The weekly report by the CFTC shows large speculators are becoming increasingly bearish on the market
According to the weekly report by the Commodity Trading Futures Commission (CFTC), large speculators have been getting more and more bearish on the market. Large speculators consist of funds or banks that trade huge volumes of futures contracts. The chart below shows their net position (long contracts minus short contracts) on the E-mini S&P 500 Index (SPX) futures is short 250K contracts, the largest net short position in about two years. Tracking large funds and banks sounds like a smart money indicator but I’m never convinced until I see some numbers. I want to see if their past big, short positions have tended to lead to stock underperformance.

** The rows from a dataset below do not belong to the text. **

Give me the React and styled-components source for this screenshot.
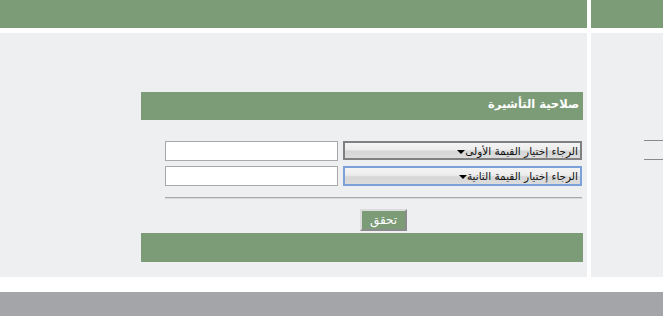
import React from "react";
import styled, { createGlobalStyle } from "styled-components";

const GlobalStyle = createGlobalStyle`
	html, body {
		margin: 0;
		padding: 0;
		background: #ffffff;
		font-family: "DejaVu Sans", "Noto Sans", sans-serif;
	}
`;

const App = () => {
	return (
		<>
			<GlobalStyle />
			<Page>
				<Layout>
					<TopBar />
					<TopBar />
					<LeftPanel>
						<Box>
							<HeaderBar>صلاحية التأشيرة</HeaderBar>
							<Form>
								<Row>
									<TextInput type="text" />
									<Select>
										<span>الرجاء إختيار القيمة الأولى</span>
										<Arrow />
									</Select>
								</Row>
								<Row>
									<TextInput type="text" />
									<Select focused>
										<span>الرجاء إختيار القيمة الثانية</span>
										<Arrow />
									</Select>
								</Row>
								<Separator />
								<ButtonRow>
									<Button>تحقق</Button>
								</ButtonRow>
							</Form>
							<FooterBar />
						</Box>
					</LeftPanel>
					<RightPanel>
						<Line />
						<Line />
					</RightPanel>
				</Layout>
				<BottomBar />
			</Page>
		</>
	);
};

const Page = styled.div`
	display: flex;
	flex-direction: column;
	width: 663px;
	height: 316px;
	overflow: hidden;
`;

const Layout = styled.div`
	display: grid;
	grid-template-columns: 587px 1fr;
	grid-template-rows: 28px 244px;
	column-gap: 4px;
	row-gap: 5px;
`;

const TopBar = styled.div`
	background: #7c9c78;
`;

const LeftPanel = styled.div`
	background: #eeeff1;
	padding: 59px 4px 0 141px;
`;

const Box = styled.div`
	display: flex;
	flex-direction: column;
	width: 442px;
`;

const HeaderBar = styled.div`
	height: 28px;
	background: #7c9c78;
	color: #ffffff;
	font-size: 11.5px;
	font-weight: bold;
	direction: rtl;
	text-align: right;
	line-height: 24px;
	padding-right: 4px;
`;

const Form = styled.div`
	display: flex;
	flex-direction: column;
	padding: 21px 1px 2px 24px;
`;

const Row = styled.div`
	display: flex;
	gap: 5px;
	margin-bottom: 5px;
	direction: ltr;
`;

const TextInput = styled.input`
	width: 173px;
	height: 20px;
	box-sizing: border-box;
	border: 1px solid #a8a8a8;
	background: #ffffff;
	padding: 0 3px;
	margin: 0;
	outline: none;
`;

const Select = styled.div`
	display: flex;
	align-items: center;
	flex-direction: row-reverse;
	justify-content: flex-start;
	width: 239px;
	height: ${(p) => (p.focused ? "20px" : "19px")};
	box-sizing: border-box;
	border: 2px solid ${(p) => (p.focused ? "#7ba2d8" : "#808080")};
	background: linear-gradient(#f4f4f4 0%, #ececec 45%, #d6d6d6 55%, #dcdcdc 100%);
	padding-right: 2px;
	font-size: 10.5px;
	color: #111111;
	direction: ltr;
	white-space: nowrap;

	span {
		direction: rtl;
	}
`;

const Arrow = styled.i`
	width: 0;
	height: 0;
	margin-top: 2px;
	border-left: 4px solid transparent;
	border-right: 4px solid transparent;
	border-top: 4px solid #000000;
`;

const Separator = styled.div`
	height: 1px;
	background: #a9a9a9;
	margin-top: 6px;
	border-bottom: 1px solid #d8d8d8;
`;

const ButtonRow = styled.div`
	display: flex;
	padding: 10px 0 0 195px;
`;

const Button = styled.button`
	width: 47px;
	height: 22px;
	box-sizing: border-box;
	background: #7c9c78;
	color: #ffffff;
	font-family: "DejaVu Sans", sans-serif;
	font-size: 12px;
	padding: 0;
	border: 2px solid;
	border-color: #dcdcdc #8c8c8c #8c8c8c #dcdcdc;
	cursor: pointer;
`;

const FooterBar = styled.div`
	height: 29px;
	background: #7c9c78;
`;

const RightPanel = styled.div`
	display: flex;
	flex-direction: column;
	align-items: flex-end;
	gap: 18px;
	background: #eeeff1;
	padding-top: 107px;
`;

const Line = styled.div`
	width: 19px;
	height: 1px;
	background: #8a8a8a;
`;

const BottomBar = styled.div`
	margin-top: 15px;
	height: 24px;
	background: #a4a5a9;
`;

export default App;
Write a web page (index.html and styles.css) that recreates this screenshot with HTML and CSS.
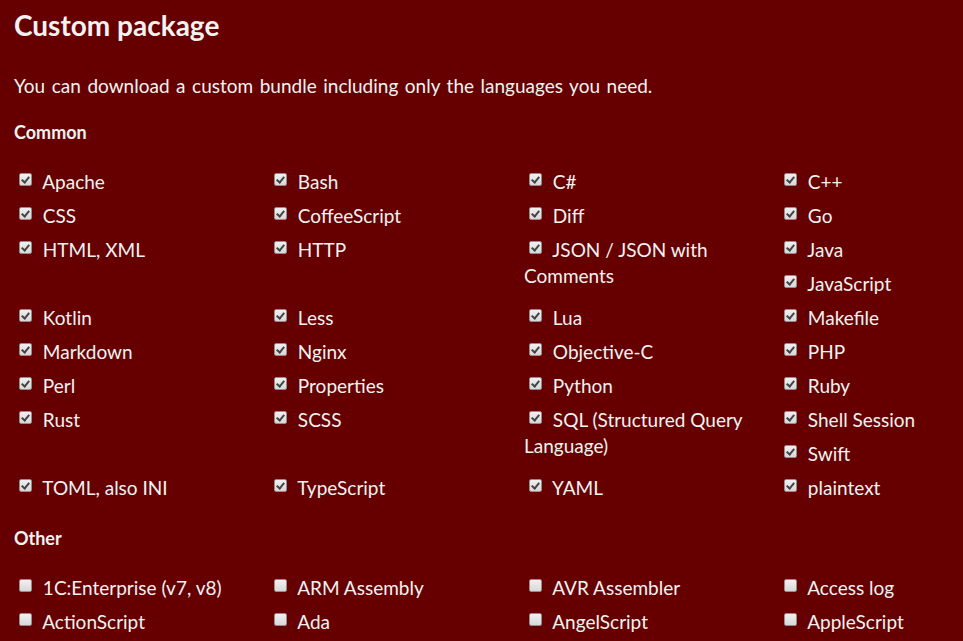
FILE: index.html
```html
<!DOCTYPE html>
<html>
    <head>
        <meta charset="utf-8">
        <title>Custom package</title>
        <link rel="stylesheet" href="styles.css">
    </head>
    <body>
        <div id="download">
            <h2>Custom package</h2>
            <p class="intro">You can download a custom bundle including only the languages you need.</p>

            <h3>Common</h3>
            <ul class="languages">
                <li><label><input type="checkbox" checked> Apache</label></li>
                <li><label><input type="checkbox" checked> Bash</label></li>
                <li><label><input type="checkbox" checked> C#</label></li>
                <li><label><input type="checkbox" checked> C++</label></li>
                <li><label><input type="checkbox" checked> CSS</label></li>
                <li><label><input type="checkbox" checked> CoffeeScript</label></li>
                <li><label><input type="checkbox" checked> Diff</label></li>
                <li><label><input type="checkbox" checked> Go</label></li>
                <li><label><input type="checkbox" checked> HTML, XML</label></li>
                <li><label><input type="checkbox" checked> HTTP</label></li>
                <li><label><input type="checkbox" checked> JSON / JSON with Comments</label></li>
                <li><label><input type="checkbox" checked> Java</label></li>
                <li><label><input type="checkbox" checked> JavaScript</label></li>
                <li><label><input type="checkbox" checked> Kotlin</label></li>
                <li><label><input type="checkbox" checked> Less</label></li>
                <li><label><input type="checkbox" checked> Lua</label></li>
                <li><label><input type="checkbox" checked> Makefile</label></li>
                <li><label><input type="checkbox" checked> Markdown</label></li>
                <li><label><input type="checkbox" checked> Nginx</label></li>
                <li><label><input type="checkbox" checked> Objective-C</label></li>
                <li><label><input type="checkbox" checked> PHP</label></li>
                <li><label><input type="checkbox" checked> Perl</label></li>
                <li><label><input type="checkbox" checked> Properties</label></li>
                <li><label><input type="checkbox" checked> Python</label></li>
                <li><label><input type="checkbox" checked> Ruby</label></li>
                <li><label><input type="checkbox" checked> Rust</label></li>
                <li><label><input type="checkbox" checked> SCSS</label></li>
                <li><label><input type="checkbox" checked> SQL (Structured Query Language)</label></li>
                <li><label><input type="checkbox" checked> Shell Session</label></li>
                <li><label><input type="checkbox" checked> Swift</label></li>
                <li><label><input type="checkbox" checked> TOML, also INI</label></li>
                <li><label><input type="checkbox" checked> TypeScript</label></li>
                <li><label><input type="checkbox" checked> YAML</label></li>
                <li><label><input type="checkbox" checked> plaintext</label></li>
            </ul>

            <h3>Other</h3>
            <ul class="languages">
                <li><label><input type="checkbox"> 1C:Enterprise (v7, v8)</label></li>
                <li><label><input type="checkbox"> ARM Assembly</label></li>
                <li><label><input type="checkbox"> AVR Assembler</label></li>
                <li><label><input type="checkbox"> Access log</label></li>
                <li><label><input type="checkbox"> ActionScript</label></li>
                <li><label><input type="checkbox"> Ada</label></li>
                <li><label><input type="checkbox"> AngelScript</label></li>
                <li><label><input type="checkbox"> AppleScript</label></li>
            </ul>
        </div>
    </body>
</html>
```

FILE: styles.css
```css
* {
    padding: 0;
    margin: 0;
    box-sizing: border-box;
}

html, body {
    overflow: hidden;
}

body {
    background-color: #660000;
    color: #f2f2f2;
    font-family: Lato, "Open Sans", sans-serif;
    font-size: 19px;
    line-height: 26px;
}

#download {
    width: 1048px;
    padding: 0 14px;
}

h2 {
    font-size: 28px;
    line-height: 34px;
    font-weight: 700;
    padding-top: 8px;
}

.intro {
    margin-top: 31px;
    word-spacing: 1.7px;
}

h3 {
    font-size: 18px;
    line-height: 24px;
    font-weight: 700;
    margin-top: 21px;
}

.languages {
    list-style: none;
    margin-top: 21px;
    overflow: hidden;
}

.languages li {
    float: left;
    width: 25%;
    padding: 4px 14px 4px 0;
}

.languages input {
    appearance: none;
    width: 13px;
    height: 13px;
    margin: 0 6px 0 5px;
    vertical-align: 3px;
    border: 1px solid #8f8f8f;
    border-radius: 2px;
    background: linear-gradient(#f0f0f0, #d8d8d8);
    position: relative;
}

.languages input:checked::after {
    content: "";
    position: absolute;
    left: 3px;
    top: 1px;
    width: 3px;
    height: 6px;
    border: solid #444;
    border-width: 0 2px 2px 0;
    transform: rotate(40deg);
}
```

Large Speculators Hit 250K Net Short
I looked at historical data from the CFTC reports and found times that the net short position hit 250K contracts on the E-mini futures. It had to be the first time hitting that level in the preceding three months. Doing this gives us seven prior results. I show the individual dates and returns after these instances in the first table. Below that table, I summarize the returns and finally, I have summarized return data for all dates since 2006. If these large institutions are, in fact, smart money, the returns after these instances should lean bearish. In the short term, this has been true. One month after these occurrences, the S&P 500 was negative more times than positive. The median return was -0.87%. The index averaged a gain of 0.37% but it underperformed the typical one-month return of 0.67%.

I was also curious to see stock market drawdowns after these big institutions got very short. The table below shows the dates of each signal but instead of showing the stock return over each time frame, it shows the maximum drawdown over the time frame. The signal really nailed the financial crisis with the net short position hitting 250K in July of 2008. The S&P 500 fell over 40% within the next six months. Since that signal, large speculators have been correct in their bearish bets in the short term but there haven’t been any huge losses in the longer term.
The underperformance, however, has only been short term. The returns at three, six and 12 months after these seven signals slightly outperform typical returns. With the S&P 500 down about 7% since the recent signal, which was two weeks ago, the short-term underperformance might have already been realized.